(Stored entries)
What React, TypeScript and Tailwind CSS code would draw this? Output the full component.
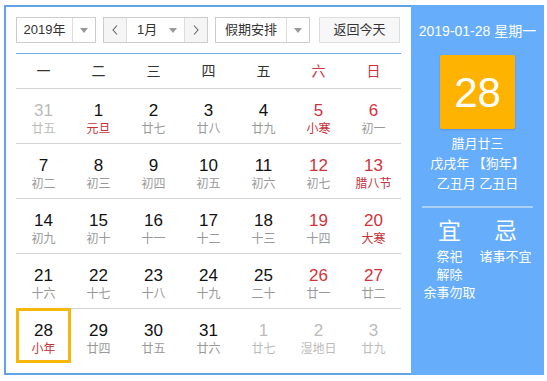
const font = { fontFamily: '"Liberation Sans", "Noto Sans CJK SC", sans-serif' }

type Day = { n: number; l: string; red?: boolean; lred?: boolean; other?: boolean; sel?: boolean }

const weeks: Day[][] = [
  [
    { n: 31, l: "廿五", other: true },
    { n: 1, l: "元旦", lred: true },
    { n: 2, l: "廿七" },
    { n: 3, l: "廿八" },
    { n: 4, l: "廿九" },
    { n: 5, l: "小寒", red: true, lred: true },
    { n: 6, l: "初一", red: true },
  ],
  [
    { n: 7, l: "初二" },
    { n: 8, l: "初三" },
    { n: 9, l: "初四" },
    { n: 10, l: "初五" },
    { n: 11, l: "初六" },
    { n: 12, l: "初七", red: true },
    { n: 13, l: "腊八节", red: true, lred: true },
  ],
  [
    { n: 14, l: "初九" },
    { n: 15, l: "初十" },
    { n: 16, l: "十一" },
    { n: 17, l: "十二" },
    { n: 18, l: "十三" },
    { n: 19, l: "十四", red: true },
    { n: 20, l: "大寒", red: true, lred: true },
  ],
  [
    { n: 21, l: "十六" },
    { n: 22, l: "十七" },
    { n: 23, l: "十八" },
    { n: 24, l: "十九" },
    { n: 25, l: "二十" },
    { n: 26, l: "廿一", red: true },
    { n: 27, l: "廿二", red: true },
  ],
  [
    { n: 28, l: "小年", lred: true, sel: true },
    { n: 29, l: "廿四" },
    { n: 30, l: "廿五" },
    { n: 31, l: "廿六" },
    { n: 1, l: "廿七", other: true },
    { n: 2, l: "湿地日", other: true },
    { n: 3, l: "廿九", other: true },
  ],
]

const Caret = () => (
  <svg width="8" height="5" viewBox="0 0 8 5">
    <path d="M0 0h8L4 5z" fill="#999" />
  </svg>
)

const Chevron = ({ left }: { left?: boolean }) => (
  <svg width="6" height="10" viewBox="0 0 6 10">
    <path d={left ? "M5 0.5L1 5l4 4.5" : "M1 0.5L5 5l-4 4.5"} fill="none" stroke="#666" strokeWidth="1.1" />
  </svg>
)

export default function App() {
  return (
    <div className="pl-[4px] pt-[5px]" style={font}>
      <div className="flex w-[540px] h-[370px] border-2 border-[#5fa3ea] bg-white">
        {/* calendar */}
        <div className="w-[405px] px-[10px] pt-[10px]">
          <div className="flex h-[26px] text-[13px] text-[#333]">
            <div className="flex w-[80px] border border-[#ccc] bg-white">
              <div className="flex w-[55px] items-center justify-center">2019年</div>
              <div className="flex flex-1 items-center justify-center border-l border-[#ddd]"><Caret /></div>
            </div>
            <div className="ml-[7px] flex w-[105px] border border-[#ccc]">
              <div className="flex w-[22px] items-center justify-center bg-[#f5f5f5]"><Chevron left /></div>
              <div className="flex flex-1 items-center border-x border-[#ddd] bg-white pl-[10px] pr-[7px]">
                <span className="flex-1">1月</span>
                <Caret />
              </div>
              <div className="flex w-[22px] items-center justify-center bg-[#f5f5f5]"><Chevron /></div>
            </div>
            <div className="ml-[7px] flex w-[95px] border border-[#ccc] bg-white">
              <div className="flex w-[70px] items-center justify-center">假期安排</div>
              <div className="flex flex-1 items-center justify-center border-l border-[#ddd]"><Caret /></div>
            </div>
            <div className="ml-[9px] flex w-[81px] items-center justify-center border border-[#ddd] bg-[#f7f7f7]">返回今天</div>
          </div>

          <div className="mt-[10px] border-t border-[#6aaeea]" />

          <div className="grid h-[34px] grid-cols-7 items-center text-center text-[14px] text-[#333]">
            {["一", "二", "三", "四", "五", "六", "日"].map((w, i) => (
              <div key={w} className={i > 4 ? "text-[#d0333d]" : ""}>{w}</div>
            ))}
          </div>

          {weeks.map((row, ri) => (
            <div key={ri} className="grid h-[55px] grid-cols-7 border-t border-[#d3d3d3]">
              {row.map((d, ci) => (
                <div key={ci} className="relative flex flex-col items-center pt-[12px]">
                  {d.sel && <div className="absolute -top-px inset-x-0 bottom-0 border-[3px] border-[#f6b70c]" />}
                  <div className={`text-[17px] leading-[20px] ${d.other ? "text-[#bbb]" : d.red ? "text-[#d0333d]" : "text-[#111]"}`}>{d.n}</div>
                  <div className={`text-[12px] leading-[16px] ${d.other ? "text-[#bbb]" : d.lred ? "text-[#c8303a]" : "text-[#999]"}`}>{d.l}</div>
                </div>
              ))}
            </div>
          ))}
        </div>

        {/* side panel */}
        <div className="-my-[2px] -mr-[2px] flex w-[133px] flex-col items-center bg-[#66adfc] pt-[16px] text-white">
          <div className="text-[14px] leading-[20px]">2019-01-28 星期一</div>
          <div className="mt-[14px] flex h-[74px] w-[75px] items-center justify-center rounded-[2px] bg-[#fdb300] text-[42px] shadow-[0_1px_2px_rgba(0,0,0,0.15)]">28</div>
          <div className="mt-[5px] text-center text-[13px] leading-[20px]">
            <div>腊月廿三</div>
            <div>戊戌年 【狗年】</div>
            <div>乙丑月 乙丑日</div>
          </div>
          <div className="mt-[12px] w-[111px] border-t-2 border-[#a9d0fb]" />
          <div className="mt-[9px] flex w-[112px] text-center">
            <div className="w-[56px]">
              <div className="text-[23px] leading-[28px]">宜</div>
              <div className="mt-[3px] text-[13px] leading-[18px]">
                <div>祭祀</div>
                <div>解除</div>
                <div>余事勿取</div>
              </div>
            </div>
            <div className="w-[56px]">
              <div className="text-[23px] leading-[28px]">忌</div>
              <div className="mt-[3px] text-[13px] leading-[18px]">
                <div>诸事不宜</div>
              </div>
            </div>
          </div>
        </div>
      </div>
    </div>
  )
}
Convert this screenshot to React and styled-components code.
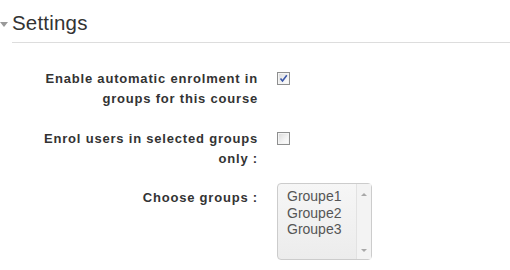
import React from "react";
import styled, { createGlobalStyle } from "styled-components";

const Global = createGlobalStyle`
  html, body { margin: 0; padding: 0; background: #fff; }
  body { font-family: "Liberation Sans", Arial, sans-serif; color: #333; }
`;

const Page = styled.div`
  width: 510px;
  height: 270px;
  overflow: hidden;
`;

const Legend = styled.div`
  display: flex;
  align-items: flex-start;
`;

const Toggle = styled.span`
  width: 12px;
  flex: none;
  display: flex;
  margin-top: 22px;
  &::before {
    content: "";
    border-left: 4px solid transparent;
    border-right: 4px solid transparent;
    border-top: 5px solid #999;
  }
`;

const Title = styled.h2`
  flex: 1;
  margin: 0;
  padding: 11px 0 7px;
  font-size: 20.5px;
  line-height: 24px;
  font-weight: normal;
  letter-spacing: 0.2px;
  color: #333;
  border-bottom: 1px solid #ddd;
`;

const Form = styled.div`
  display: flex;
  flex-direction: column;
  padding-top: 26px;
`;

const Row = styled.div`
  display: grid;
  grid-template-columns: 222px auto;
  column-gap: 20px;
  margin-left: 35px;
  margin-top: ${(p) => p.$space || 0}px;
  align-items: start;
`;

const Label = styled.div`
  text-align: right;
  font-weight: bold;
  font-size: 13px;
  line-height: 20px;
  letter-spacing: 0.8px;
  color: #333;
  padding-top: ${(p) => p.$pad || 0}px;
  margin-right: -1px;
`;

const Box = styled.span`
  display: block;
  width: 11px;
  height: 11px;
  margin-top: 3px;
  border: 1px solid #8e8f8f;
  background: linear-gradient(135deg, #d8d8d8 0%, #f4f4f4 60%, #fdfdfd 100%);
  box-shadow: inset 0 0 0 1px #f4f4f4;
  position: relative;
  svg { position: absolute; left: 1px; top: 1px; }
`;

const Select = styled.div`
  width: 93px;
  height: 75px;
  border: 1px solid #ccc;
  border-radius: 4px;
  background: linear-gradient(#f6f6f6, #ececec);
  display: flex;
  box-sizing: content-box;
`;

const Options = styled.div`
  flex: 1;
  padding: 4px 0 0 9px;
  font-size: 14px;
  line-height: 16.5px;
  color: #555;
`;

const Scroll = styled.div`
  width: 14px;
  border-left: 1px solid #e2e2e2;
  background: #f3f3f3;
  display: flex;
  flex-direction: column;
  justify-content: space-between;
  align-items: center;
  padding: 9px 0 7px;
`;

const Arrow = styled.span`
  border-left: 3px solid transparent;
  border-right: 3px solid transparent;
  ${(p) =>
    p.$up
      ? "border-bottom: 3px solid #a8a8a8;"
      : "border-top: 3px solid #a8a8a8;"}
`;

function Checkbox({ checked }) {
  return (
    <Box>
      {checked && (
        <svg width="9" height="9" viewBox="0 0 9 9">
          <path d="M1.5 4.5 L3.5 7 L7.8 1.2" fill="none" stroke="#3b57a8" strokeWidth="1.6" />
        </svg>
      )}
    </Box>
  );
}

export default function App() {
  return (
    <Page>
      <Global />
      <Legend>
        <Toggle />
        <Title>Settings</Title>
      </Legend>
      <Form>
        <Row>
          <Label>Enable automatic enrolment in groups for this course</Label>
          <Checkbox checked />
        </Row>
        <Row $space={20}>
          <Label>Enrol users in selected groups only :</Label>
          <Checkbox />
        </Row>
        <Row $space={14}>
          <Label $pad={5}>Choose groups :</Label>
          <Select>
            <Options>
              <div>Groupe1</div>
              <div>Groupe2</div>
              <div>Groupe3</div>
            </Options>
            <Scroll>
              <Arrow $up />
              <Arrow />
            </Scroll>
          </Select>
        </Row>
      </Form>
    </Page>
  );
}
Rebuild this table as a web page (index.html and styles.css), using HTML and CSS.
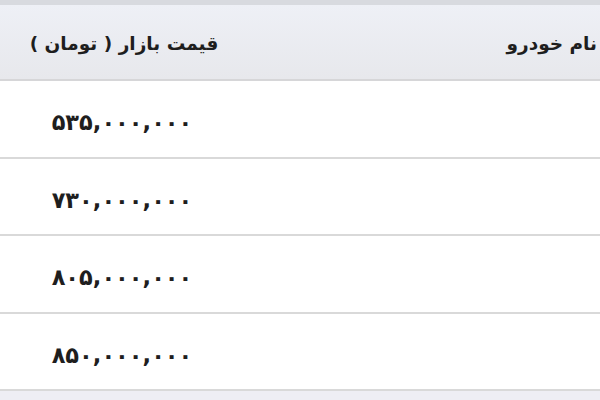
FILE: index.html
```html
<!DOCTYPE html>
<html lang="fa">
<head>
<meta charset="utf-8">
<link rel="stylesheet" href="styles.css">
</head>
<body>
<div class="topband"></div>
<div class="table" dir="rtl">
  <div class="row head">
    <div class="cell name">نام خودرو</div>
    <div class="cell price">قیمت بازار ( تومان )</div>
  </div>
  <div class="row">
    <div class="cell name"></div>
    <div class="cell price num">۵۳۵,۰۰۰,۰۰۰</div>
  </div>
  <div class="row">
    <div class="cell name"></div>
    <div class="cell price num">۷۳۰,۰۰۰,۰۰۰</div>
  </div>
  <div class="row">
    <div class="cell name"></div>
    <div class="cell price num">۸۰۵,۰۰۰,۰۰۰</div>
  </div>
  <div class="row">
    <div class="cell name"></div>
    <div class="cell price num">۸۵۰,۰۰۰,۰۰۰</div>
  </div>
</div>
</body>
</html>
```
FILE: styles.css
```css
html, body {
  margin: 0;
  padding: 0;
  width: 600px;
  height: 400px;
  overflow: hidden;
  background: #eeeef4;
}
body {
  font-family: Tahoma, "DejaVu Sans", sans-serif;
  color: #1e1e1e;
}
.topband {
  height: 5px;
  background: #d8dadf;
}
.table {
  width: 600px;
  background: #ffffff;
}
.row {
  display: grid;
  grid-template-columns: 352px 248px;
  height: 75.5px;
  border-bottom: 2px solid #d9d9d9;
  align-items: center;
}
.row.head {
  height: 74px;
  border-bottom: 2px solid #d6d6d8;
  background: linear-gradient(#eef0f6, #e7e8ec);
}
.cell {
  font-size: 18.5px;
  font-weight: bold;
}
.row.head .cell {
  padding-top: 3px;
}
.name {
  text-align: right;
  padding-right: 3px;
}
.price {
  text-align: center;
}
.num {
  font-size: 22.5px;
  padding-top: 7px;
  padding-right: 4px;
}
```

**JOB**
Beginning at the line that contains "Rebuild this table", copy each remaining line of the records exactly, through the final one. Omit the pictures.

**EXERCISE ANSWER**
Rebuild this table as a web page (index.html and styles.css), using HTML and CSS.
FILE: index.html
```html
<!DOCTYPE html>
<html lang="fa">
<head>
<meta charset="utf-8">
<link rel="stylesheet" href="styles.css">
</head>
<body>
<div class="topband"></div>
<div class="table" dir="rtl">
  <div class="row head">
    <div class="cell name">نام خودرو</div>
    <div class="cell price">قیمت بازار ( تومان )</div>
  </div>
  <div class="row">
    <div class="cell name"></div>
    <div class="cell price num">۵۳۵,۰۰۰,۰۰۰</div>
  </div>
  <div class="row">
    <div class="cell name"></div>
    <div class="cell price num">۷۳۰,۰۰۰,۰۰۰</div>
  </div>
  <div class="row">
    <div class="cell name"></div>
    <div class="cell price num">۸۰۵,۰۰۰,۰۰۰</div>
  </div>
  <div class="row">
    <div class="cell name"></div>
    <div class="cell price num">۸۵۰,۰۰۰,۰۰۰</div>
  </div>
</div>
</body>
</html>
```
FILE: styles.css
```css
html, body {
  margin: 0;
  padding: 0;
  width: 600px;
  height: 400px;
  overflow: hidden;
  background: #eeeef4;
}
body {
  font-family: Tahoma, "DejaVu Sans", sans-serif;
  color: #1e1e1e;
}
.topband {
  height: 5px;
  background: #d8dadf;
}
.table {
  width: 600px;
  background: #ffffff;
}
.row {
  display: grid;
  grid-template-columns: 352px 248px;
  height: 75.5px;
  border-bottom: 2px solid #d9d9d9;
  align-items: center;
}
.row.head {
  height: 74px;
  border-bottom: 2px solid #d6d6d8;
  background: linear-gradient(#eef0f6, #e7e8ec);
}
.cell {
  font-size: 18.5px;
  font-weight: bold;
}
.row.head .cell {
  padding-top: 3px;
}
.name {
  text-align: right;
  padding-right: 3px;
}
.price {
  text-align: center;
}
.num {
  font-size: 22.5px;
  padding-top: 7px;
  padding-right: 4px;
}
```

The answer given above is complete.